* _WORK TO COMPLETE_:
Pick out all lines in the listing holding the string "this" and copy them.

-=-=-=-=-

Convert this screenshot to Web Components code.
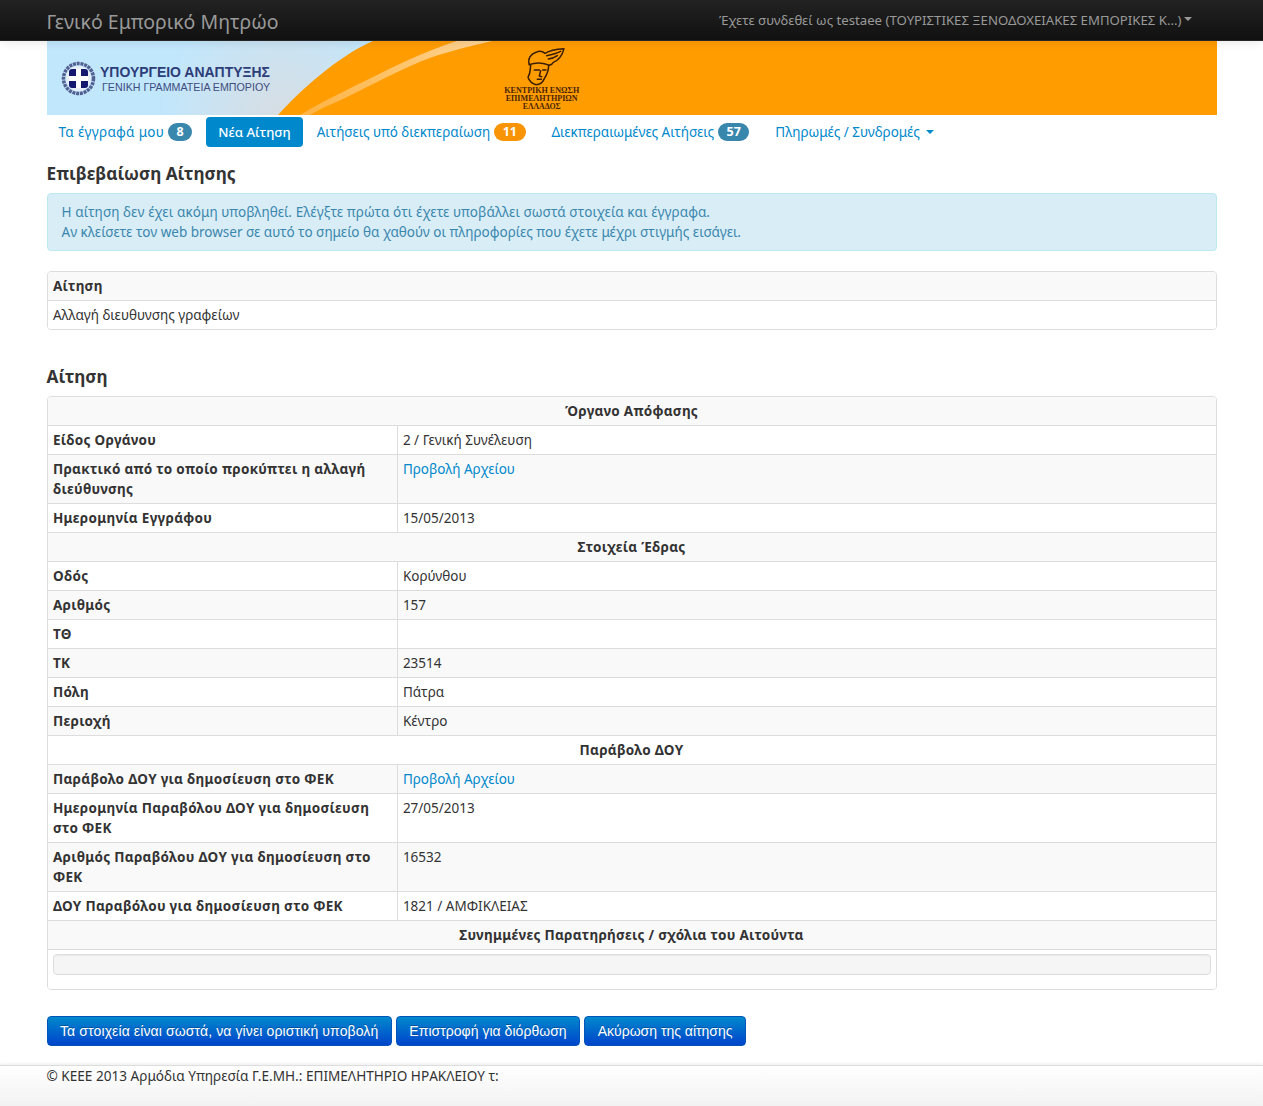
<!DOCTYPE html>
<html lang="el"><head><meta charset="utf-8"><title>Γενικό Εμπορικό Μητρώο</title>
<style>
html,body{margin:0;padding:0;background:#fff}
body{font:13.5px/20px "Noto Sans","Open Sans",sans-serif;color:#333;min-height:1106px;display:flex;flex-direction:column}
</style></head><body>
<app-navbar brand="Γενικό Εμπορικό Μητρώο" user="Έχετε συνδεθεί ως testaee (ΤΟΥΡΙΣΤΙΚΕΣ ΞΕΝΟΔΟΧΕΙΑΚΕΣ ΕΜΠΟΡΙΚΕΣ Κ...)"></app-navbar>
<page-main>
<app-banner></app-banner>
<nav-pills>
<nav-pill badge="8" tone="info" style="letter-spacing:.3px">Τα έγγραφά μου</nav-pill>
<nav-pill active style="font-size:13.2px">Νέα Αίτηση</nav-pill>
<nav-pill badge="11" tone="warn">Αιτήσεις υπό διεκπεραίωση</nav-pill>
<nav-pill badge="57" tone="info" style="letter-spacing:-.05px">Διεκπεραιωμένες Αιτήσεις</nav-pill>
<nav-pill caret>Πληρωμές / Συνδρομές</nav-pill>
</nav-pills>
<page-heading style="margin-top:16px">Επιβεβαίωση Αίτησης</page-heading>
<info-alert><span style="letter-spacing:.07px">Η αίτηση δεν έχει ακόμη υποβληθεί. Ελέγξτε πρώτα ότι έχετε υποβάλλει σωστά στοιχεία και έγγραφα.</span><br>Αν κλείσετε τον web browser σε αυτό το σημείο θα χαθούν οι πληροφορίες που έχετε μέχρι στιγμής εισάγει.</info-alert>
<kv-table style="margin-top:20px">
<kv-row head align="left">Αίτηση</kv-row>
<kv-row full>Αλλαγή διευθυνσης γραφείων</kv-row>
</kv-table>
<page-heading style="margin-top:36px">Αίτηση</page-heading>
<kv-table style="margin-top:9px">
<kv-row head>Όργανο Απόφασης</kv-row>
<kv-row label="Είδος Οργάνου">2 / Γενική Συνέλευση</kv-row>
<kv-row label="Πρακτικό από το οποίο προκύπτει η αλλαγή διεύθυνσης"><file-link>Προβολή Αρχείου</file-link></kv-row>
<kv-row label="Ημερομηνία Εγγράφου">15/05/2013</kv-row>
<kv-row head>Στοιχεία Έδρας</kv-row>
<kv-row label="Οδός">Κορύνθου</kv-row>
<kv-row label="Αριθμός">157</kv-row>
<kv-row label="ΤΘ"></kv-row>
<kv-row label="ΤΚ">23514</kv-row>
<kv-row label="Πόλη">Πάτρα</kv-row>
<kv-row label="Περιοχή">Κέντρο</kv-row>
<kv-row head>Παράβολο ΔΟΥ</kv-row>
<kv-row label="Παράβολο ΔΟΥ για δημοσίευση στο ΦΕΚ"><file-link>Προβολή Αρχείου</file-link></kv-row>
<kv-row label="Ημερομηνία Παραβόλου ΔΟΥ για δημοσίευση στο ΦΕΚ">27/05/2013</kv-row>
<kv-row label="Αριθμός Παραβόλου ΔΟΥ για δημοσίευση στο ΦΕΚ">16532</kv-row>
<kv-row label="ΔΟΥ Παραβόλου για δημοσίευση στο ΦΕΚ">1821 / ΑΜΦΙΚΛΕΙΑΣ</kv-row>
<kv-row head>Συνημμένες Παρατηρήσεις / σχόλια του Αιτούντα</kv-row>
<kv-row full><note-well></note-well></kv-row>
</kv-table>
<action-bar>
<action-button style="letter-spacing:.11px">Τα στοιχεία είναι σωστά, να γίνει οριστική υποβολή</action-button>
<action-button style="letter-spacing:.03px">Επιστροφή για διόρθωση</action-button>
<action-button>Ακύρωση της αίτησης</action-button>
</action-bar>
</page-main>
<app-footer>© ΚΕΕΕ 2013 Αρμόδια Υπηρεσία Γ.Ε.ΜΗ.: ΕΠΙΜΕΛΗΤΗΡΙΟ ΗΡΑΚΛΕΙΟΥ τ:</app-footer>
<script>
function def(name, css, html){
  customElements.define(name, class extends HTMLElement{
    connectedCallback(){
      if(this.shadowRoot) return;
      const r=this.attachShadow({mode:'open'});
      r.innerHTML='<style>'+css+'</style>'+(typeof html==='function'?html(this):html);
    }
  });
}
def('app-navbar',`
:host{display:block;height:41px;background:linear-gradient(#222,#111);border-bottom:1px solid #252525;box-sizing:border-box;box-shadow:0 1px 10px rgba(0,0,0,.1);position:relative;z-index:2}
.in{width:1170px;margin:0 auto;display:flex;justify-content:space-between}
.b{font-size:19.5px;line-height:20px;padding:12px 0 0;color:#999}
.u{font-size:13.2px;line-height:20px;color:#999;margin:10px 25px 0 0;display:flex;align-items:center;height:20px}
.c{width:0;height:0;border:4px solid transparent;border-top-color:#999;border-bottom:0;margin:-2px 0 0 2px}
`,h=>`<div class="in"><span class="b">${h.getAttribute('brand')}</span><span class="u">${h.getAttribute('user')}<i class="c"></i></span></div>`);
def('page-main',`:host{display:block;flex:1;width:1170px;margin:0 auto}`,`<slot></slot>`);
def('app-banner',`:host{display:block;height:74px;background:#c3e7fc}svg{display:block}`,`
<svg width="1170" height="74" viewBox="0 0 1170 74">
<defs><radialGradient id="bg" gradientUnits="userSpaceOnUse" cx="235" cy="78" r="125"><stop offset="0" stop-color="#d8dde2"/><stop offset="1" stop-color="#c1e7fd"/></radialGradient>
<linearGradient id="st" gradientUnits="userSpaceOnUse" x1="253" y1="74" x2="445" y2="0"><stop offset="0" stop-color="#ffb342"/><stop offset=".6" stop-color="#ffc671"/><stop offset="1" stop-color="#ffd79c"/></linearGradient></defs>
<rect width="1170" height="74" fill="#ff9c00"/>
<path d="M0 0H326C298 12 262 40 231 74H0Z" fill="url(#bg)"/>
<path d="M410 0C388 7 362 18 336 31C310 44 280 58 253 74H263C276 66 288 62 300 56L340 36C352 30 363 25 375 20C395 12 420 6 445 0Z" fill="url(#st)"/>
<g transform="translate(31.500 37.500)">
<circle r="15" fill="none" stroke="#54608f" stroke-width="3.500" stroke-dasharray="3 .8"/>
<circle r="12.600" fill="#e8eef6"/>
<rect x="-9.500" y="-9.500" width="19" height="19" rx="3" fill="#14186e"/>
<path d="M-2.500-9.500h5v7h7v5h-7v7h-5v-7h-7v-5h7z" fill="#fff"/>
</g>
<text x="53" y="36" font-family="Liberation Sans" font-weight="700" font-size="14.500" fill="#2d3d78" textLength="170" lengthAdjust="spacingAndGlyphs">ΥΠΟΥΡΓΕΙΟ ΑΝΑΠΤΥΞΗΣ</text>
<text x="55" y="50" font-family="Liberation Sans" font-size="10.500" fill="#3e4c7e" textLength="168" lengthAdjust="spacingAndGlyphs">ΓΕΝΙΚΗ ΓΡΑΜΜΑΤΕΙΑ ΕΜΠΟΡΙΟΥ</text>
<g transform="translate(453 3) scale(.3333)" fill="none" stroke="#3a1d05" stroke-width="4.500" stroke-linejoin="round" stroke-linecap="round">
<path d="M88 62C82 45 92 30 108 25C118 20 128 22 135 28C150 18 170 15 192 14C188 30 178 48 160 55C158 60 152 63 148 64"/>
<path d="M88 62C105 55 130 55 148 64"/>
<path d="M140 35C155 32 170 28 182 22M145 45C155 44 165 40 172 35"/>
<path d="M92 64C90 78 92 88 84 100C88 112 100 120 108 122C118 122 128 116 133 104C142 90 146 78 146 64"/>
<path d="M103 78L118 78M128 78L138 78M122 80L118 96L125 98M112 106L124 106"/>
</g>
<g font-family="Liberation Serif" font-weight="700" font-size="8" fill="#4a2408" text-anchor="middle">
<text x="494.700" y="51.500" textLength="75" lengthAdjust="spacingAndGlyphs">ΚΕΝΤΡΙΚΗ ΕΝΩΣΗ</text>
<text x="494.700" y="59.500" textLength="72" lengthAdjust="spacingAndGlyphs">ΕΠΙΜΕΛΗΤΗΡΙΩΝ</text>
<text x="494.700" y="68" textLength="38" lengthAdjust="spacingAndGlyphs">ΕΛΛΑΔΟΣ</text>
</g>
</svg>`);
def('nav-pills',`:host{display:flex;margin-top:2px;height:30px;gap:2px}`,`<slot></slot>`);
def('nav-pill',`
:host{display:flex;align-items:center;height:30px;box-sizing:border-box;padding:0 12px;border-radius:4px;color:#0088cc;font-size:13.5px;white-space:nowrap}
:host([active]){background:#0088cc;color:#fff;font-weight:500}
.b{display:inline-block;padding:0 8.500px;margin-left:4px;border-radius:9px;font-size:12.500px;font-weight:700;line-height:18px;color:#fff;text-align:center;letter-spacing:0}
.info{background:#3a87ad}.warn{background:#f89406}
.c{display:inline-block;width:0;height:0;border:4px solid transparent;border-top-color:#0088cc;border-bottom:0;margin-left:6px}
`,h=>{const b=h.getAttribute('badge');return `<slot></slot>`+(b?`<span class="b ${h.getAttribute('tone')}">${b}</span>`:'')+(h.hasAttribute('caret')?'<i class="c"></i>':'')});
def('page-heading',`:host{display:block;font-size:17.2px;font-weight:700;line-height:21px;color:#333}`,`<slot></slot>`);
def('info-alert',`:host{display:block;margin-top:9px;padding:8px 14px;background:#d9edf7;border:1px solid #bce8f1;border-radius:4px;color:#3a87ad;font-size:13.5px;line-height:20px}`,`<slot></slot>`);
def('kv-table',`:host{display:block;border:1px solid #ddd;border-radius:4px;overflow:hidden}`,`<slot></slot>`);
def('kv-row',`
:host{display:grid;grid-template-columns:350px 1fr;border-top:1px solid #ddd;background:#fff}
:host(:first-child){border-top:0}
:host(:nth-child(odd)){background:#f9f9f9}
:host([head]),:host([full]){grid-template-columns:1fr}
.l{padding:4px 5px 4px 5.4px;font-weight:700;border-right:1px solid #ddd;letter-spacing:.31px}
.v{padding:4px 5px 4px 5.4px;min-height:20px}
.h{padding:4px 5.4px;font-weight:700;text-align:center;letter-spacing:.3px}
:host([align=left]) .h{text-align:left}
`,h=>h.hasAttribute('head')?`<div class="h"><slot></slot></div>`:h.hasAttribute('full')?`<div class="v"><slot></slot></div>`:`<div class="l">${h.getAttribute('label')}</div><div class="v"><slot></slot></div>`);
def('file-link',`:host{color:#0088cc}`,`<slot></slot>`);
def('note-well',`:host{display:block;height:19px;margin:0 0 10px -.4px;background:#f5f5f5;border:1px solid #ddd;border-radius:4px;box-shadow:inset 0 1px 1px rgba(0,0,0,.05)}`,``);
def('action-bar',`:host{display:flex;gap:4px;margin-top:26px}`,`<slot></slot>`);
def('action-button',`:host{display:block;height:30px;box-sizing:border-box;padding:0 12.5px;font:14px/28px "Liberation Sans",sans-serif;color:#fff;background:linear-gradient(#0088cc,#0044cc);border:1px solid #0055b8;border-radius:4px;text-shadow:0 -1px 0 rgba(0,0,0,.25);white-space:nowrap}`,`<slot></slot>`);
def('app-footer',`:host{display:block;height:41px;box-sizing:border-box;border-top:1px solid #ddd;background:linear-gradient(#fff,#f2f2f2);box-shadow:0 -1px 3px rgba(0,0,0,.08);margin-top:19px}
.in{width:1170px;margin:0 auto;font-size:13.6px;line-height:20px}`,`<div class="in"><slot></slot></div>`);
</script>
</body></html>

-=-=-=-=-

* _THE RESPONSE_:
Convert this screenshot to Web Components code.
      if(this.shadowRoot) return;
      const r=this.attachShadow({mode:'open'});
      r.innerHTML='<style>'+css+'</style>'+(typeof html==='function'?html(this):html);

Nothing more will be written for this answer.